I could see his point. A limited number of spectators, several of them snoozing, and one catching up with her crochet, is part and parcel of county cricket's unique charm. Moreover, it would no longer be true for me to say that I do not care about the outcome of the County Championship, because Lancashire, whose fortunes I have followed since I was eight years old, are at The Oval seemingly in the process of blowing their first outright title since 1934 (which, in one of those historic bursts of symmetry in which sport so specialises, was clinched against Surrey at The Oval).
Suddenly, I find that I care very much indeed, and might even tentatively compare myself with the late, great Neville Cardus, who wrote early in that 1934 season that, "None of us cares twopence about the Championship, certainly not this year, when it is obvious Lancashire cannot possibly win it!" A couple of months later, by which time Peter Eckersley's team had strung together a series of wins, Cardus, like your own less distinguished columnist, had changed his tune.

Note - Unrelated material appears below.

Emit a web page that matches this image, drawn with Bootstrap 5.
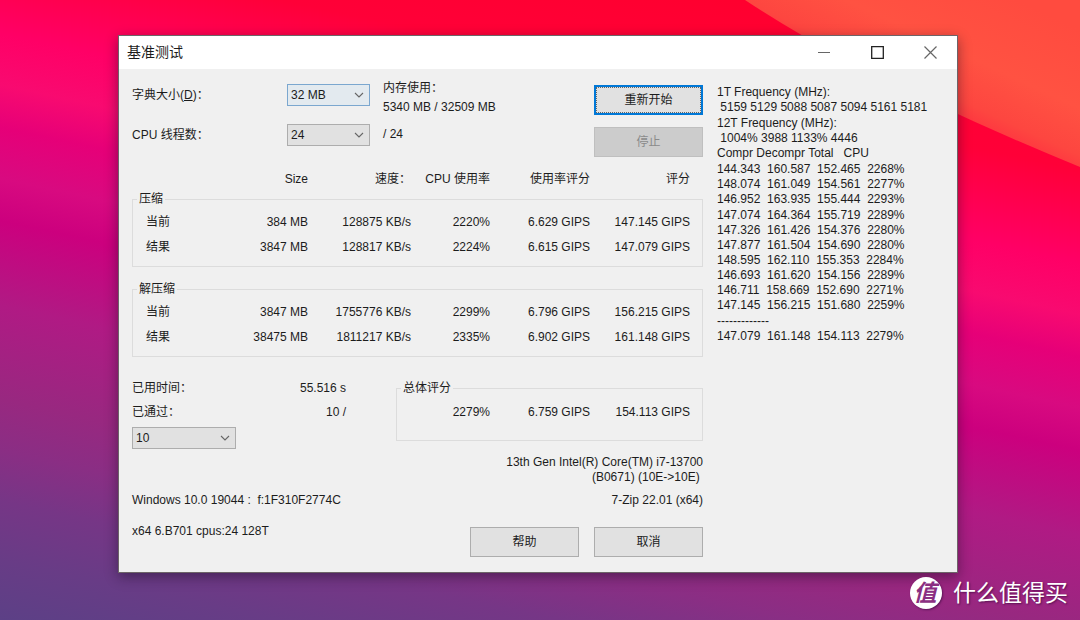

Anyway, whether Lancashire do end their 73-year barren spell, or whether they don't, it occurs to me that sport is full of supporters waiting and growing old. When my father-in-law was an apprentice electrician at a south Yorkshire colliery 60-odd years ago, he was told on his first day to go to the supplies depot and ask for something called a long weight. An unsmiling man behind the counter told him to sit down, and after 45 minutes said, "Reet, tha's 'ad tha long weight, tha can bugger off now." Here are my top five sporting examples – excluding Lancashire because it's too painful to write about – of what might be called "long weights".
1. I kick off with Chelsea only because they are so damned topical. I referred earlier to the symmetry that seems to hang over long waits in sport, and one of the best examples is the satisfyingly precise 50-year gap between Chelsea winning their first top-flight title in 1954-55 and their second in 2004-05. This was swiftly followed by a third, which on Wednesday was followed by the sacking of the manager who led the club out of the wilderness, begging the obvious question: how long until a fourth? Could it be another 50 years?
2. The most gruesome wait in British sport is surely that for a men's singles champion at Wimbledon. It is sobering to think that in 1936 tennis fans must have wondered when the title was next going to go to someone who wasn't British, following Fred Perry's three successive wins.
3. The Boston Red Sox won baseball's World Series in 1918 and waited a mere 86 years to do it again, finally claiming the championship in 2004. This ended the so-called "Curse of the Bambino", said to have begun when the Red Sox sold their star slugger Babe Ruth to the New York Yankees after the 1919 season.
4. In terms of time this hardly compares, but between Paul Lawrie winning the 1999 Open at Carnoustie and Padraig Harrington winning the 2007 Open at Carnoustie (another example of weird sporting symmetry), no European golfer bagged a major championship. It was beginning to get a trifle galling.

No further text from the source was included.